Sihanoukville entered the history of the American/ Vietnamese conflict when, during the late 1960’s and early 70’s, it served as a transit point for weapons bound for both sides in Vietnam. The town’s most direct involvement came on May 13, 1975 when the Khmer Rouge captured the S.S. Mayaguez, a U.S. container ship. Attempting to release the ship and its crew, the U.S. engaged KR forces at Koh Tang, an island near Sihanoukville. They met fierce resistance and suffered heavy losses. American bombers struck the naval base at Ream (north of Sihanoukville), warehouses at the Port, the airfield, the train yard and the oil refinery north of town. The ship and its crew were released May 15, during the battle. This engagement is considered to be, from the American perspective, the last battle of the Vietnam War. Check out http://www.usmm.org/mayaguez.html for more information.

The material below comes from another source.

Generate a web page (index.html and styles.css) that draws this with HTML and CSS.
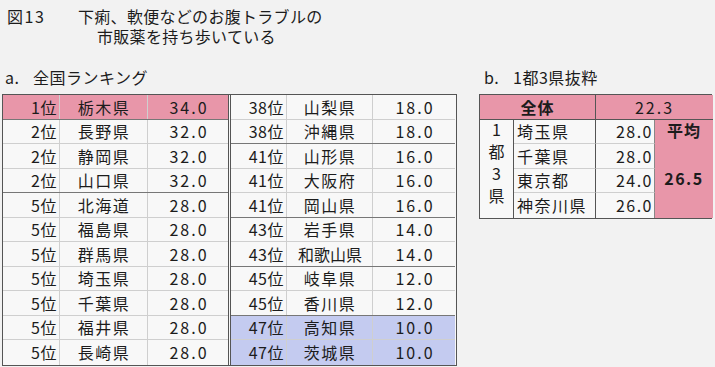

During the UN sponsored elections in 1992 and 1993, Sihanoukville played host to the Australian, Belgian and French contingents of UNTAC (United Nations Transitional Authority in Cambodia). After the elections, American aid paid to repair National Route 4 between Sihanoukville and Phnom Penh (1994-95) and foreign tourists began trickling into Sihanoukville for the first time in two decades. But tourism came to an abrupt halt with the tragic 1994 Khmer Rouge murders of 3 backpackers taken from a train on the way to Sihanoukville, and of 3 expatriates taken from a taxi on Route 4. The road was finally secured and regularly scheduled buses started to ply the route between Sihanoukville and Phnom Penh in 1996. Tourism to Sihanoukville increased steadily but slowly until the early 2000s, when the increase became significantly more rapid.
History Picture #1 – Kampong Som base camp, 1955
History Picture #2 – Kampong Som during port construction, August 1957
History Picture #3 – US Defense Department map of oil refinery bombed in Mayaguez incident. May, 1975
Legend of Ya Mao
At the crest of the Pich Nil Pass on Route 4 dozens of spirit houses line the road. Many of the houses are maintained for Ya-Mao, the deity who oversees the southern coastal region of Cambodia. When traveling Rte 4 people often display bananas on their dashboard and offer the the bananas, incense and a little money to Ya-Mao at Pich Nil. The offerings are usually made with the prayer for safe travels. There seem to be no two identical tellings of the legend. In one telling, Ya-Mao was the wife of a village chief in the area of Ream.
Her husband was forced by work to spend months away from her in Koh Kong. One rainy season she grew lonely for him and took a Koh Kong bound boat to meet him. On the way the boat was swept away in a storm, drowning everybody, including Ya-Mao. But her spirit was powerful and through dreams and spirit possessions she made it known that she was overseeing the southern coast and protecting the fishermen and villagers. She required only their good behavior and occasional offerings of phallic symbols.
The main spirit house at Pich Nil is adorned with phallic symbols but why Ya-Mao makes this demand is a matter of debate. Some people say that she was seeking this in her ill-fated trip and so still desires it. Others say that she is angry at men because she died trying to get to her husband and wants a symbol of a severed phallus. Sidestepping the debate some more conservative members of the community think that Ya-Mao is now too old for phallic symbols and requires only bananas.
Phallic symbol offerings can still be seen on the beaches near fishing villages, usually in the form of a stick and incense stuck in the sand under a tree. Wat Khrom in Sihanoukville maintains a small but significant temple for Ya-Mao.